# SUPPLIED INFORMATION
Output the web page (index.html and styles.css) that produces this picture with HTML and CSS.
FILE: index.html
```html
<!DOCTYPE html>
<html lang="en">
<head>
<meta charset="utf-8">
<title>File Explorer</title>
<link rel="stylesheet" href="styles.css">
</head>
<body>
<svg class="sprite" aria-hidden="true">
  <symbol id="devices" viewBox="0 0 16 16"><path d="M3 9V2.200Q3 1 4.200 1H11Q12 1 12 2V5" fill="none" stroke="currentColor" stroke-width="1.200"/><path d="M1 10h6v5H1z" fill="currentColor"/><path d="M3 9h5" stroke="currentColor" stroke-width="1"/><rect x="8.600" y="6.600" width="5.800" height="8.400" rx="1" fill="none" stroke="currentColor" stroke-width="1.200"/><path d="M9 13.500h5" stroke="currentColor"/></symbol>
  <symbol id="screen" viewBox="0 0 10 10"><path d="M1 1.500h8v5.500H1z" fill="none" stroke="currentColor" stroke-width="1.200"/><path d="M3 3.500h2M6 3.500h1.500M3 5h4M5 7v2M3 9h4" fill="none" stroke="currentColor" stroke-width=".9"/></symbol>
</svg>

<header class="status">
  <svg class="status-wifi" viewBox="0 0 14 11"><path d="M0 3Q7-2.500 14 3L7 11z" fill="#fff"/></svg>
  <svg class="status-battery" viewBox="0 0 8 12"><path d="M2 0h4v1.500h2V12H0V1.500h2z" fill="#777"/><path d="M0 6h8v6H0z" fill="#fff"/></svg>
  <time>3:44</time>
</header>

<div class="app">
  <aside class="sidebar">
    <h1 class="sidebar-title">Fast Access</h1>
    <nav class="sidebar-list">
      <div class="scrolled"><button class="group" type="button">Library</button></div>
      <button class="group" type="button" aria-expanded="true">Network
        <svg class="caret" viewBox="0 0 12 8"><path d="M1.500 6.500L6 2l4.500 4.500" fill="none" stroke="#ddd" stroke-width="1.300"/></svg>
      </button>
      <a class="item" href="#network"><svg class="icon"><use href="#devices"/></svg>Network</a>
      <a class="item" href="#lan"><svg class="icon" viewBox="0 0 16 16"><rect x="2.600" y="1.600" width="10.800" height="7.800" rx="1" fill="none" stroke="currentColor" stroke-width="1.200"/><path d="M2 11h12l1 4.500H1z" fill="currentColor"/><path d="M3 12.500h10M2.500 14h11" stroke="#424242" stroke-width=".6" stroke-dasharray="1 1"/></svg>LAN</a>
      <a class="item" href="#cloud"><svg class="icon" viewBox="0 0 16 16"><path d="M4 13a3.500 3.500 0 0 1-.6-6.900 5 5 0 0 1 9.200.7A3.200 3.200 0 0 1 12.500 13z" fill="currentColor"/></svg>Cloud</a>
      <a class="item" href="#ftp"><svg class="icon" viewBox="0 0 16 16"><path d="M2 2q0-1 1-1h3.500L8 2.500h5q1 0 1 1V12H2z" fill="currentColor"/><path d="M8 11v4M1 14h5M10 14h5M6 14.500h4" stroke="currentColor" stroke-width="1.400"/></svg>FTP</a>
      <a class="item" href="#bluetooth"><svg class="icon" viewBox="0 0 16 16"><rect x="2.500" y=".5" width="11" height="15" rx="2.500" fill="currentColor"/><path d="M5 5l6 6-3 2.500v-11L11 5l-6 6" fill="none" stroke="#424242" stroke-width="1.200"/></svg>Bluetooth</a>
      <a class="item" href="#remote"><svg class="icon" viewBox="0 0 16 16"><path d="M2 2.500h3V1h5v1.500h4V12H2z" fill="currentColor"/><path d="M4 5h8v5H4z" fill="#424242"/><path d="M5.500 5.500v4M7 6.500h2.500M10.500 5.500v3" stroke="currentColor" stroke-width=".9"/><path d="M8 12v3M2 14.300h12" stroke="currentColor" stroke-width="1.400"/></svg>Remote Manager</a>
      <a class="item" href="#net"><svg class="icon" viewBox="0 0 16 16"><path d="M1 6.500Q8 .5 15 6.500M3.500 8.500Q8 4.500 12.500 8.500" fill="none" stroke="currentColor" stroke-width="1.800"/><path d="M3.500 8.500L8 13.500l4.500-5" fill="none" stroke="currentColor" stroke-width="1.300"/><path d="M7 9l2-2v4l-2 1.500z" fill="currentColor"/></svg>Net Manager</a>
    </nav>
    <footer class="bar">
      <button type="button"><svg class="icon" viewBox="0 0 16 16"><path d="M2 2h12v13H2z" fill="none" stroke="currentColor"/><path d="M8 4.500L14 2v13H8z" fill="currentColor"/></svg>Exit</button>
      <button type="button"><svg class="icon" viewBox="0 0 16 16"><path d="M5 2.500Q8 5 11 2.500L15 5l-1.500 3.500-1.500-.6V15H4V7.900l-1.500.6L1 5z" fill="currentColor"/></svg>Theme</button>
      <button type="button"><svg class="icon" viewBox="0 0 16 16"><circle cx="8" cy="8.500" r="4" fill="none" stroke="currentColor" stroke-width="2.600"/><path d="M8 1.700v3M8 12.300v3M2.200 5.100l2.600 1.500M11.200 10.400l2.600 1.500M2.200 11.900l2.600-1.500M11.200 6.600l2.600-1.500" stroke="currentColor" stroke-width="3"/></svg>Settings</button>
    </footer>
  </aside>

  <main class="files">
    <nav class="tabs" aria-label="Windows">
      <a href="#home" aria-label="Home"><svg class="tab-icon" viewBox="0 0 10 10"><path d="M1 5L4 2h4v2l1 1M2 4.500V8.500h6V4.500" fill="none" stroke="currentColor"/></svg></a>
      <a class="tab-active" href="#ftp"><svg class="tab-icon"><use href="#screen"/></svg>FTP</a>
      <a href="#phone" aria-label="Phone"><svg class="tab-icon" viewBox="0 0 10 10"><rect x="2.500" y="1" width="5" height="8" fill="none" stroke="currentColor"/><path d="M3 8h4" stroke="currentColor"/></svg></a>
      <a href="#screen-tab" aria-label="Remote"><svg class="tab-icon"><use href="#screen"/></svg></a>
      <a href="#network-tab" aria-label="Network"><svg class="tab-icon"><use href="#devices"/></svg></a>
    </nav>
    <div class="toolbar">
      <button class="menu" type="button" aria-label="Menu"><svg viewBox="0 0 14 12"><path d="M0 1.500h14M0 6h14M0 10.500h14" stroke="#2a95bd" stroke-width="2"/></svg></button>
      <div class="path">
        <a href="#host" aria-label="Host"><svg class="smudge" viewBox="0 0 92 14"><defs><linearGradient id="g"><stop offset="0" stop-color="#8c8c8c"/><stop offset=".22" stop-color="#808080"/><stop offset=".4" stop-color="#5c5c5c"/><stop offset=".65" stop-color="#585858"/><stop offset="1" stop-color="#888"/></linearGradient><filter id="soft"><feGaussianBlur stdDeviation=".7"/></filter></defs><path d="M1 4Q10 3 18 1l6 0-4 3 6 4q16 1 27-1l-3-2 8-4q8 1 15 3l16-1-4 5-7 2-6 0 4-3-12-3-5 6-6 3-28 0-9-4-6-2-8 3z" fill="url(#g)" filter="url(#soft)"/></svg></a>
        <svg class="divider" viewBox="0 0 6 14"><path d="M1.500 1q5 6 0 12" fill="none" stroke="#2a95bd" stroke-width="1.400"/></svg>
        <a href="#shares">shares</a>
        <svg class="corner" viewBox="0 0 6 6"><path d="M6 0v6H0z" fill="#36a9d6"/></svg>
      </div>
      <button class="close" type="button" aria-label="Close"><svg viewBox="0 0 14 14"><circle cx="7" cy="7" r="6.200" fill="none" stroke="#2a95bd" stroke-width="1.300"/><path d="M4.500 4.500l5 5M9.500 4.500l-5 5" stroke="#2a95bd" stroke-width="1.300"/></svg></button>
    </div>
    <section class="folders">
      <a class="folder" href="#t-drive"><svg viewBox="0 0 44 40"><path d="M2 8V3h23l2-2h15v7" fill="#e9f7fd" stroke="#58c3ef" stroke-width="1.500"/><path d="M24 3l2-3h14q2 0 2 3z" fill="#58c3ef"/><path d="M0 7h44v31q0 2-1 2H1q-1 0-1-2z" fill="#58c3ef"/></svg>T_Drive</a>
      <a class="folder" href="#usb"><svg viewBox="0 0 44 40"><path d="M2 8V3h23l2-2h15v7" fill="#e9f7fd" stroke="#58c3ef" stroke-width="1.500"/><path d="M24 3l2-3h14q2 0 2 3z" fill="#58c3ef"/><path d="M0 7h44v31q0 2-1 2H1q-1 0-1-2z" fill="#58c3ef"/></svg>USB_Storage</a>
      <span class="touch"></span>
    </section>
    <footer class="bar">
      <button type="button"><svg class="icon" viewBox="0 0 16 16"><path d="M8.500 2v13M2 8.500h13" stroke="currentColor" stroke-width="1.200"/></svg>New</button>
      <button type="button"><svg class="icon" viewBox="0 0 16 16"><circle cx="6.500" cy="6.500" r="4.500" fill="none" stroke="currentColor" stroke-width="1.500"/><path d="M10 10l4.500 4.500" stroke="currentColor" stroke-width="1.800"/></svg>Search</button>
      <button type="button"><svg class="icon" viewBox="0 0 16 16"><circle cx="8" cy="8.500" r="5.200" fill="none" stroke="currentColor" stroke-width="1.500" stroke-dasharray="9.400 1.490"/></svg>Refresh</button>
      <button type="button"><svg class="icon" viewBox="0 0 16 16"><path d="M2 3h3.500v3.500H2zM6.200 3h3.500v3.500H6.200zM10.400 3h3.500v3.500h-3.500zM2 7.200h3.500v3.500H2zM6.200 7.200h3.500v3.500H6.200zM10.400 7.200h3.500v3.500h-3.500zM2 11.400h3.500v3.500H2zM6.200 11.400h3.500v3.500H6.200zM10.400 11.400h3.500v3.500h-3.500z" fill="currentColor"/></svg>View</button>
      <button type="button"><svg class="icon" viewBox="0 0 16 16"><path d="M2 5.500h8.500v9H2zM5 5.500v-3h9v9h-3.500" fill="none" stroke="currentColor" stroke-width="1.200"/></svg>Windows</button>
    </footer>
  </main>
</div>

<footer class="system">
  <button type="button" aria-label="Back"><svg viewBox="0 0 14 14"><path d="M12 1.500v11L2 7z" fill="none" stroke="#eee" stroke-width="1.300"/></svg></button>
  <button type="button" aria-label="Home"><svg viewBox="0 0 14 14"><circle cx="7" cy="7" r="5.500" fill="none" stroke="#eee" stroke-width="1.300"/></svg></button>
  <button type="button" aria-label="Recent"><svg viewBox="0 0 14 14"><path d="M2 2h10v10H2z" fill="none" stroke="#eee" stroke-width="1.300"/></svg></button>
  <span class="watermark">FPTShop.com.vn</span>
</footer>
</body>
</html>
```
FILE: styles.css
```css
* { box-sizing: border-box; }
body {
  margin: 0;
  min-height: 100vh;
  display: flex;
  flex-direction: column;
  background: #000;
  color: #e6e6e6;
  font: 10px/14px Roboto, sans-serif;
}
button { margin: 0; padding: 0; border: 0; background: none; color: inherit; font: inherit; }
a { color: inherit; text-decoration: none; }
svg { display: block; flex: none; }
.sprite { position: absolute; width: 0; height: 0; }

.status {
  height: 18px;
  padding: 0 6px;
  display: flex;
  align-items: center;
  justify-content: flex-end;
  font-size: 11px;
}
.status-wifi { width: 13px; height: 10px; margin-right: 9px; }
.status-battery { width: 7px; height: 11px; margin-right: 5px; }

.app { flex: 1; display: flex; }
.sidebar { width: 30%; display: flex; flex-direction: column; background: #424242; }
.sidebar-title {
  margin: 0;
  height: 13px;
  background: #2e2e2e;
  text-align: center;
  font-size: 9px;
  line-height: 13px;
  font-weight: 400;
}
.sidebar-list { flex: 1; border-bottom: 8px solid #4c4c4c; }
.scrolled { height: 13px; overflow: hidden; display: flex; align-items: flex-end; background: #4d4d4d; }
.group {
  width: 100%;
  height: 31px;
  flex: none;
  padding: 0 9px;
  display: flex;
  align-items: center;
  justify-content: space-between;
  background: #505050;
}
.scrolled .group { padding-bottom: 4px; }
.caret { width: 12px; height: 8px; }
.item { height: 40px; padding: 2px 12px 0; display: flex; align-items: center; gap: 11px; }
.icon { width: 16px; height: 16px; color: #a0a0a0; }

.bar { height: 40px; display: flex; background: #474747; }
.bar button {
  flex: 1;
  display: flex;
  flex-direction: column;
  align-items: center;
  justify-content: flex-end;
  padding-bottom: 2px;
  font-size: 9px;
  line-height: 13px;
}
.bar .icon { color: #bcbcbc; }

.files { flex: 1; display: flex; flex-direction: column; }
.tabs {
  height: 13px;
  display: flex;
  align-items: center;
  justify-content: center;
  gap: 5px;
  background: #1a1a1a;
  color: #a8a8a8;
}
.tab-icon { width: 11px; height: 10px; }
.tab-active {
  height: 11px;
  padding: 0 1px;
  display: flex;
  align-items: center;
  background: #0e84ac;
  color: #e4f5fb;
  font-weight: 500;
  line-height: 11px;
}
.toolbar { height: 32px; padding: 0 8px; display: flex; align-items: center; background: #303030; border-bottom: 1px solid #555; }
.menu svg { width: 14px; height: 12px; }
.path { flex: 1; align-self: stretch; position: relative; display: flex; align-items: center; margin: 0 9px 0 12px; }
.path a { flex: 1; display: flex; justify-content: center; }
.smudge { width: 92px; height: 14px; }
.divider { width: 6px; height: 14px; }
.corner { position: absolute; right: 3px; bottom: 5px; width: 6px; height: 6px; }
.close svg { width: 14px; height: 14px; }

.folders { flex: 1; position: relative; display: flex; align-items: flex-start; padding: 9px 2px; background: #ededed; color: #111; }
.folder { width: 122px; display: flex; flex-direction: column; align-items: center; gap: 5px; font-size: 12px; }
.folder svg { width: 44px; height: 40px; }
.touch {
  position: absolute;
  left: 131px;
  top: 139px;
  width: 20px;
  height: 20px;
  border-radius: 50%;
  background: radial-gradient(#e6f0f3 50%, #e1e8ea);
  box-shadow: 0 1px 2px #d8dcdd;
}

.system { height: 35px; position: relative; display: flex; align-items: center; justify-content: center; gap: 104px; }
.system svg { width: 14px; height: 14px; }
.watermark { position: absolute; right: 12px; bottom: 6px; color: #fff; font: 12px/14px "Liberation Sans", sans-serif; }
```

# WHAT YOU ARE ASKED TO DO
Copy out the lines that hold "styles".

# ANSWER FOR THIS EXERCISE
Output the web page (index.html and styles.css) that produces this picture with HTML and CSS.
<link rel="stylesheet" href="styles.css">
FILE: styles.css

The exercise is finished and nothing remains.